Task to complete
Each line that includes the word "this" counts once; give the total and nothing more.

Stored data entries
----------------------------------------

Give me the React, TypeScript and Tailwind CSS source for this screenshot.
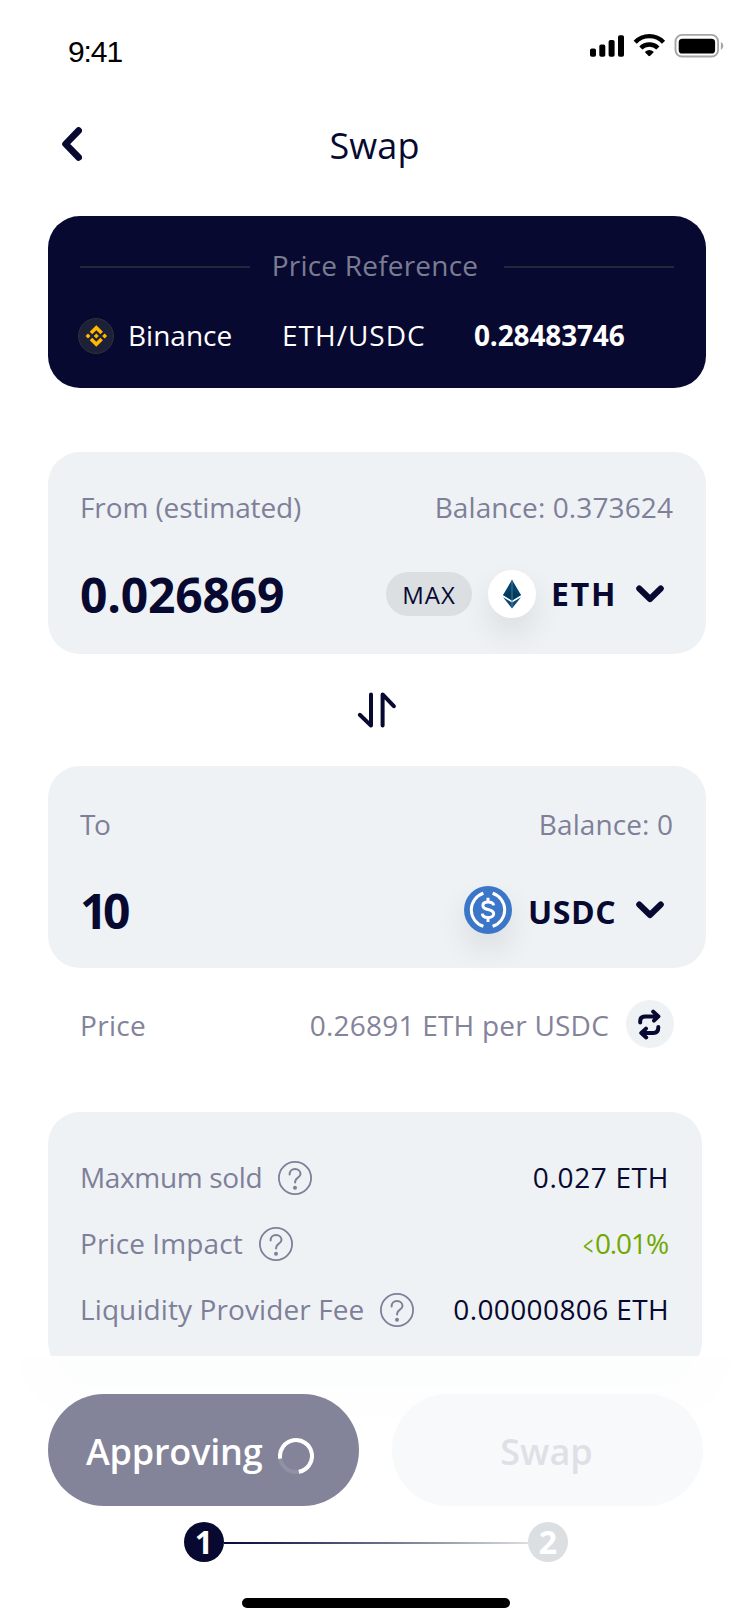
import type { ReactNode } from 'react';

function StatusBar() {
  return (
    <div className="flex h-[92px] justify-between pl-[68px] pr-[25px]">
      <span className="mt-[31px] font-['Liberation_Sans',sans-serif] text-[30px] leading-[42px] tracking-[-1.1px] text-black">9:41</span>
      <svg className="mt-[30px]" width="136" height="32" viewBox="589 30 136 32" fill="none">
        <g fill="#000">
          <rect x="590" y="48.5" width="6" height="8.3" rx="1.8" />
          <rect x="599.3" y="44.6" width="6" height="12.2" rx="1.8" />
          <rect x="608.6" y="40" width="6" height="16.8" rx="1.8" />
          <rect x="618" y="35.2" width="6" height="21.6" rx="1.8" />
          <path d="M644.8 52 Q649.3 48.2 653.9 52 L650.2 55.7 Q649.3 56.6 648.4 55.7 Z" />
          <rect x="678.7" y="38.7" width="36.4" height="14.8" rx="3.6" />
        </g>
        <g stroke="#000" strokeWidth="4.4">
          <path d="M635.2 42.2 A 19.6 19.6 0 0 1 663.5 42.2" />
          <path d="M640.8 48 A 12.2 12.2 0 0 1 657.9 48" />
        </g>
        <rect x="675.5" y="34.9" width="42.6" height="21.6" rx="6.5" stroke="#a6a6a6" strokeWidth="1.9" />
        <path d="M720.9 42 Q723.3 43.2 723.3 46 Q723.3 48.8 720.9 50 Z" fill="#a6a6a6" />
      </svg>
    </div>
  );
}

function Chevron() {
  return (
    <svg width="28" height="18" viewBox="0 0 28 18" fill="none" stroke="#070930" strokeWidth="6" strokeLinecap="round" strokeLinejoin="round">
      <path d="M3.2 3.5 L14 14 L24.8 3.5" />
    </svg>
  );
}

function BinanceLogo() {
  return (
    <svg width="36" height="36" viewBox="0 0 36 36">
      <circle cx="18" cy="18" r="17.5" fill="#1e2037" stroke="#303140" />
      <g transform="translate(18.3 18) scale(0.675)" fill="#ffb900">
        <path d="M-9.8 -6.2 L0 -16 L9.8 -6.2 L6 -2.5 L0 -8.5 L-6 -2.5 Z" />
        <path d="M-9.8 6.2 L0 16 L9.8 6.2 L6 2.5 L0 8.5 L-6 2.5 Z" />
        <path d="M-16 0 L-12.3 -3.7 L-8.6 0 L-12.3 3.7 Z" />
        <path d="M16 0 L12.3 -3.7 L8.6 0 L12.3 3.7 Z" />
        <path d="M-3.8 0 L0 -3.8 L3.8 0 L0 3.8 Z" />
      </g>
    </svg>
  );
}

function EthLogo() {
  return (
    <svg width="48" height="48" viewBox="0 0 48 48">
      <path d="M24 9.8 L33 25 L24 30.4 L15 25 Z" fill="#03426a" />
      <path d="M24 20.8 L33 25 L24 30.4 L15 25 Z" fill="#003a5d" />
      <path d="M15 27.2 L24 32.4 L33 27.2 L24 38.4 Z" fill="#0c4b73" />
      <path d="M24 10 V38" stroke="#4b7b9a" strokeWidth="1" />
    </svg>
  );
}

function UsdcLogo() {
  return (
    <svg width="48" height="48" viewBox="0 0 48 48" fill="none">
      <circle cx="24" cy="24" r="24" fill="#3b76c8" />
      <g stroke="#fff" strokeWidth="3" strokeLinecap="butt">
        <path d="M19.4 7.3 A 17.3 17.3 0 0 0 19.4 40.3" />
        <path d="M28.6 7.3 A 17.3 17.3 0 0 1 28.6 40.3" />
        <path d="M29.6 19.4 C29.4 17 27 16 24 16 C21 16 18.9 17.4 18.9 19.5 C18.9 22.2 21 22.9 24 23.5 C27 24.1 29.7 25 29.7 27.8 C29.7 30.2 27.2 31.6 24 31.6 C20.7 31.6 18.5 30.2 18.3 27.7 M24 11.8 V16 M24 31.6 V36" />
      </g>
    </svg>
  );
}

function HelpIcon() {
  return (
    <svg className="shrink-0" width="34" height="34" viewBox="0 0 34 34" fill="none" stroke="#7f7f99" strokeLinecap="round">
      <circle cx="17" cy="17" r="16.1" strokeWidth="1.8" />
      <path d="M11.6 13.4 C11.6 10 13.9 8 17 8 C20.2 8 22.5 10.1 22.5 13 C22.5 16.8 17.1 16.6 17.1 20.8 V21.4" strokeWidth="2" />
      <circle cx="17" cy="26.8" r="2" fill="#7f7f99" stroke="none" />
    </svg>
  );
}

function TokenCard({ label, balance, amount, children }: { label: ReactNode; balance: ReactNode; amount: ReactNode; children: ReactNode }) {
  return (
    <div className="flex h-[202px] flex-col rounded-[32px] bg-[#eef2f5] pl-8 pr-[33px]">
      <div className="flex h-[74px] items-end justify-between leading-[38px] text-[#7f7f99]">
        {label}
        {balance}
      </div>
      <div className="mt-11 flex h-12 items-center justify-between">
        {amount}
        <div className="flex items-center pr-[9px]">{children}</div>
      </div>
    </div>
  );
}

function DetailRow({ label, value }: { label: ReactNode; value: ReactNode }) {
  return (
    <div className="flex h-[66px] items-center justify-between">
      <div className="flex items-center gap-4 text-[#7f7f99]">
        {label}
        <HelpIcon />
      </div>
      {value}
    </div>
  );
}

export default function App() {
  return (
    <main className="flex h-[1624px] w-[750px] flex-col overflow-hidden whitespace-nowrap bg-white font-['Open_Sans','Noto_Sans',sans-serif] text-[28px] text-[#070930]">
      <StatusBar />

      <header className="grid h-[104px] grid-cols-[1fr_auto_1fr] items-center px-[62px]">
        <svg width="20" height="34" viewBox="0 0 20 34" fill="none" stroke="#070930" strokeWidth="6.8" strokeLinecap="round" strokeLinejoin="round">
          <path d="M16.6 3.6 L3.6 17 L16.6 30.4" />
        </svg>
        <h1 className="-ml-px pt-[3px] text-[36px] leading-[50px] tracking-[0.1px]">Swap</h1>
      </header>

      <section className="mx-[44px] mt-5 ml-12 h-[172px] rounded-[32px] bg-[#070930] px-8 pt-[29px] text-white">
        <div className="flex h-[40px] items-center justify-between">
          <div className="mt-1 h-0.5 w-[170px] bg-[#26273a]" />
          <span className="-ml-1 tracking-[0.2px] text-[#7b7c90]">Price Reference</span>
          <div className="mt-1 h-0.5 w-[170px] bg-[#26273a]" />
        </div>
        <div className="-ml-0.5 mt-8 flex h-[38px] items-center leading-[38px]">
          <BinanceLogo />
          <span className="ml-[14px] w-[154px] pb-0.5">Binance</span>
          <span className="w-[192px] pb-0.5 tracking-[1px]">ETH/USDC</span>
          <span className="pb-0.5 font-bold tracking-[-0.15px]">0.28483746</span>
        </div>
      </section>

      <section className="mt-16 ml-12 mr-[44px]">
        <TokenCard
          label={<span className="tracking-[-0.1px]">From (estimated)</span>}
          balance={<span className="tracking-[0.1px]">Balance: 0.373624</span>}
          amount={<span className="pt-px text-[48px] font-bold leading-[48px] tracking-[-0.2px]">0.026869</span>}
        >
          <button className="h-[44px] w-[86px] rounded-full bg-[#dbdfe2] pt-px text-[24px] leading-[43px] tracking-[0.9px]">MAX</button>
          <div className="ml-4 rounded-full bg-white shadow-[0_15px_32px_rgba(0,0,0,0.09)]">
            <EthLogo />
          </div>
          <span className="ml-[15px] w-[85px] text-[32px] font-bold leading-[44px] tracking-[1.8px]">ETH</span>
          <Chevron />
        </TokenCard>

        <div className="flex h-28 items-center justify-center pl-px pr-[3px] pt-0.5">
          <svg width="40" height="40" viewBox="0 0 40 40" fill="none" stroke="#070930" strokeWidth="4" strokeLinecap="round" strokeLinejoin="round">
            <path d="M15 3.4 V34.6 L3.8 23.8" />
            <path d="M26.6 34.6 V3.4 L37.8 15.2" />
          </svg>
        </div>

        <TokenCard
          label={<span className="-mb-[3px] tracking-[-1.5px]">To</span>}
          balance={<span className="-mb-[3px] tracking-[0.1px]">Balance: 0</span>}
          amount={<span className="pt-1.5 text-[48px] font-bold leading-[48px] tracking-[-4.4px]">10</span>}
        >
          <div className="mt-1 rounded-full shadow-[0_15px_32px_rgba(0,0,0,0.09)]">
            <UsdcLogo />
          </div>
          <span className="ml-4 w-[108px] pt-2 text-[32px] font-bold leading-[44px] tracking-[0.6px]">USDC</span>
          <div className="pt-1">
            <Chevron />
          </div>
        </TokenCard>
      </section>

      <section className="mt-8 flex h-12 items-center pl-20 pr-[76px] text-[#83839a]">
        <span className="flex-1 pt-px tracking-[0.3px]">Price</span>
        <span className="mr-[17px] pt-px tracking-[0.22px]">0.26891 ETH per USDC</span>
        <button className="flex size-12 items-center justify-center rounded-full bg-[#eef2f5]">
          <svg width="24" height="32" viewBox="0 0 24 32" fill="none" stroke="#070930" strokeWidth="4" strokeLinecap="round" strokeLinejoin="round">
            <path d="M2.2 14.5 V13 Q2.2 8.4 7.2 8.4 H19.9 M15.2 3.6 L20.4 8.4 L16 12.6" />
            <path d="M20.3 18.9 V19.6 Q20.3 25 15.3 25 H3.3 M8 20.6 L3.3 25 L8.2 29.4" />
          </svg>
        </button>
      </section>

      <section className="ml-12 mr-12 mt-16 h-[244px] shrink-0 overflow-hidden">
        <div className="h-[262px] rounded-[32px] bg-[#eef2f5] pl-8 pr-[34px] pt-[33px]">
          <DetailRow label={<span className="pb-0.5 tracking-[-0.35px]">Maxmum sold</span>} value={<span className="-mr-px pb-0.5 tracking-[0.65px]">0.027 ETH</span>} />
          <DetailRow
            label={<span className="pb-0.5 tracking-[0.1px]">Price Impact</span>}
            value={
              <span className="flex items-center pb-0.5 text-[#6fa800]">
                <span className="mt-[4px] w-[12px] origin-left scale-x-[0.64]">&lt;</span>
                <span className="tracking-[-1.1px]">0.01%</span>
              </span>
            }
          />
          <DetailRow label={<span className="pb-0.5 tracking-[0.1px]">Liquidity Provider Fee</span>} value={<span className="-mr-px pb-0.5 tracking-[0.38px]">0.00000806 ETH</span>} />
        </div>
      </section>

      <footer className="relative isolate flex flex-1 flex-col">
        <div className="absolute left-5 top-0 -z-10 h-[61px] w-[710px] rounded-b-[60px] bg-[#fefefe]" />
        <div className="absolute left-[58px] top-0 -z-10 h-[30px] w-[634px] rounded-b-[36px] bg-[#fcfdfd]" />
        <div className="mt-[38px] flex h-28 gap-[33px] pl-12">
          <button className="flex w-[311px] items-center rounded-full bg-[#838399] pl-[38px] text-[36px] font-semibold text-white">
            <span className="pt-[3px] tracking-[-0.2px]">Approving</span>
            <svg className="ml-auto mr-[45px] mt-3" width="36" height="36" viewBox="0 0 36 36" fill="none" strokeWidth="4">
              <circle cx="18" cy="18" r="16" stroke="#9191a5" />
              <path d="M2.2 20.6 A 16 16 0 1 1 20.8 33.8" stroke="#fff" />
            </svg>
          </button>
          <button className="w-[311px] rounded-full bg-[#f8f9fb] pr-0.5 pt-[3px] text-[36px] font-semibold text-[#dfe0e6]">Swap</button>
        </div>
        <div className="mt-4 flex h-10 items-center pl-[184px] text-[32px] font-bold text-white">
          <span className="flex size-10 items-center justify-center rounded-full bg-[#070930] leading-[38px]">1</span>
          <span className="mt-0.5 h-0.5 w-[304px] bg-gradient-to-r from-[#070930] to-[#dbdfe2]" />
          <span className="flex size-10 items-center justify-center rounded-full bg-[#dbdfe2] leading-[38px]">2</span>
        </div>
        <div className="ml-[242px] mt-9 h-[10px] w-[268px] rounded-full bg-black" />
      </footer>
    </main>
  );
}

----------------------------------------

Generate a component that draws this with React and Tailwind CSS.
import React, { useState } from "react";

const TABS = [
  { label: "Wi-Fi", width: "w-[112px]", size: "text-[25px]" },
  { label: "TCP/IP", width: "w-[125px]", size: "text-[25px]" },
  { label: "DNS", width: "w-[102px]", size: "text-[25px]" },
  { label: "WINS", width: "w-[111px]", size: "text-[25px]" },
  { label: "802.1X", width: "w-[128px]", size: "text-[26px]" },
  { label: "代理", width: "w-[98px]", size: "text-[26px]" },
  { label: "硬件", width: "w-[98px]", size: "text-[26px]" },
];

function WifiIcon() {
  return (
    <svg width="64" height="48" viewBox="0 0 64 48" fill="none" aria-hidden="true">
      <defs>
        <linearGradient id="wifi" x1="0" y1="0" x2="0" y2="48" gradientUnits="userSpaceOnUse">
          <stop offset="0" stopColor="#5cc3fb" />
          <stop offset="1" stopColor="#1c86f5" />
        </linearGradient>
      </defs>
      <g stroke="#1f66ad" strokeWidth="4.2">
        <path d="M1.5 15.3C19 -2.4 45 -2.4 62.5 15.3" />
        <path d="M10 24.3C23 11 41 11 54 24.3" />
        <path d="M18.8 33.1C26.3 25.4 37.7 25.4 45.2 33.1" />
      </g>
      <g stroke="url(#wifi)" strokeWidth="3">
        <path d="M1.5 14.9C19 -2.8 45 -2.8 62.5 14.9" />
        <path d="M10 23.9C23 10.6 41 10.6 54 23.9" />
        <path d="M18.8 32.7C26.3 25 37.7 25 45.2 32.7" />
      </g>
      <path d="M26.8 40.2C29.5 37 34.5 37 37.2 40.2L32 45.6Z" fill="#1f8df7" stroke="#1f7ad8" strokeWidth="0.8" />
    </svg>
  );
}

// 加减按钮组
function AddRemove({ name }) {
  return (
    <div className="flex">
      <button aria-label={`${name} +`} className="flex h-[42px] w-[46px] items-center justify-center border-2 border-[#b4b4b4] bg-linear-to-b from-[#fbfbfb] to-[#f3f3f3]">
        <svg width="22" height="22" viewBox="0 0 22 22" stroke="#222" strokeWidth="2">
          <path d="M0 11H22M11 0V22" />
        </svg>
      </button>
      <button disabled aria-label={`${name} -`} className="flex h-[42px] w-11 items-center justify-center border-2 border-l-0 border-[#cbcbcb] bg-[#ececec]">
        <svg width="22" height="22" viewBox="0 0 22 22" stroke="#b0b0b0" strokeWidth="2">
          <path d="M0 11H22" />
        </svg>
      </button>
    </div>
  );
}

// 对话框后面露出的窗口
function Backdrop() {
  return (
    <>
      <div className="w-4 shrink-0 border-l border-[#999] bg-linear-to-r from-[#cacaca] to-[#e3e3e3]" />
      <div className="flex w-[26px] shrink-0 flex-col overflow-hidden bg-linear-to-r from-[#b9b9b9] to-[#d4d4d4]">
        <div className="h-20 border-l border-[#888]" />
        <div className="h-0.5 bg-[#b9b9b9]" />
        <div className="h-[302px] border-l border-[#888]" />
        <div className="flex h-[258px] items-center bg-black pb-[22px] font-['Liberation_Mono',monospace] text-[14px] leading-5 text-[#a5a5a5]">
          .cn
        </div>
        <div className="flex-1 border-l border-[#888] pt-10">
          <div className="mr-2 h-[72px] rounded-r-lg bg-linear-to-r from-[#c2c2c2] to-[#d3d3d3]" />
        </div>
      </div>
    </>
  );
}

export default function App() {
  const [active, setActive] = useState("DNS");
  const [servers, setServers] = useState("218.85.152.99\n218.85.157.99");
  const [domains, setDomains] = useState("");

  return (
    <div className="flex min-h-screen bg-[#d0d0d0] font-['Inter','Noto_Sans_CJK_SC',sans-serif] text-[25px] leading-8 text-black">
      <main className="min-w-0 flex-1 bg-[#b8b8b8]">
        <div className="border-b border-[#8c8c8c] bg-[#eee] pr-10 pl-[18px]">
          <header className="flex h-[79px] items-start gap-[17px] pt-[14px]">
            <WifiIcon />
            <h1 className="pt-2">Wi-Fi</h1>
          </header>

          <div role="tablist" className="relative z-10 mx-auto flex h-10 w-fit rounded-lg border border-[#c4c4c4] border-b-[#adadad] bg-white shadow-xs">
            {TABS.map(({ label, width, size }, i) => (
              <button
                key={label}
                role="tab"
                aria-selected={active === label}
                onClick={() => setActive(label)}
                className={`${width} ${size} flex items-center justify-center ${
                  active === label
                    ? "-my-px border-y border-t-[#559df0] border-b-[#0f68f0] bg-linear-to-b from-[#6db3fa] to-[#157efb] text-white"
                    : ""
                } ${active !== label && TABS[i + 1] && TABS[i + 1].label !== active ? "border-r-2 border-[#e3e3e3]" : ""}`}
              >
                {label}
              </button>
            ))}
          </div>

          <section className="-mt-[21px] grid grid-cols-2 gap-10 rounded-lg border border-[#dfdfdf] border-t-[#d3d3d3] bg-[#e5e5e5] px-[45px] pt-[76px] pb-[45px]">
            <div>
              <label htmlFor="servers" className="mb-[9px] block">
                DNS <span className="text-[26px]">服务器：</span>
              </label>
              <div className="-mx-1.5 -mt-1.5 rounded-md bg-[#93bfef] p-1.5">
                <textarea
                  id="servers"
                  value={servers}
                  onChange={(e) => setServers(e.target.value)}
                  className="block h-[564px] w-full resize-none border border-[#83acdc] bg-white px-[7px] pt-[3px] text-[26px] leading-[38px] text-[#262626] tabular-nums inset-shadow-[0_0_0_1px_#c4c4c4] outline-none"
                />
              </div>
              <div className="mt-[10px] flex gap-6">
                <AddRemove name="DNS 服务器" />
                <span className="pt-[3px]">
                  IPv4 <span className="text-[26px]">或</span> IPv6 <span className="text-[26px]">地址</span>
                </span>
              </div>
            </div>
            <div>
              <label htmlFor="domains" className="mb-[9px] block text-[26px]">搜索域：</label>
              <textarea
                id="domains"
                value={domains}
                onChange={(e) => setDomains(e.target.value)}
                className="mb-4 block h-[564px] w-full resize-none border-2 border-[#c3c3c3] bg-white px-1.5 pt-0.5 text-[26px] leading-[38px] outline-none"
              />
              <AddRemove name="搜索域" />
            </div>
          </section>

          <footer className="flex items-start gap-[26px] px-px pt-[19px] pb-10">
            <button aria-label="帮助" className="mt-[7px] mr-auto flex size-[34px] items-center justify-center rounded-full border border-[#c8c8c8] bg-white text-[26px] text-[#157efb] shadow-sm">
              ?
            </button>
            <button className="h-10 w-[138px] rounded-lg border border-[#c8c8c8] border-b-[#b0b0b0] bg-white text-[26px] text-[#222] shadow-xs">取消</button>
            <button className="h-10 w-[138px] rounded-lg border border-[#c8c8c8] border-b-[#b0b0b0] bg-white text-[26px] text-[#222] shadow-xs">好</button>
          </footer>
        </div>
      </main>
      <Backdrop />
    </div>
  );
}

----------------------------------------

Answer in full
2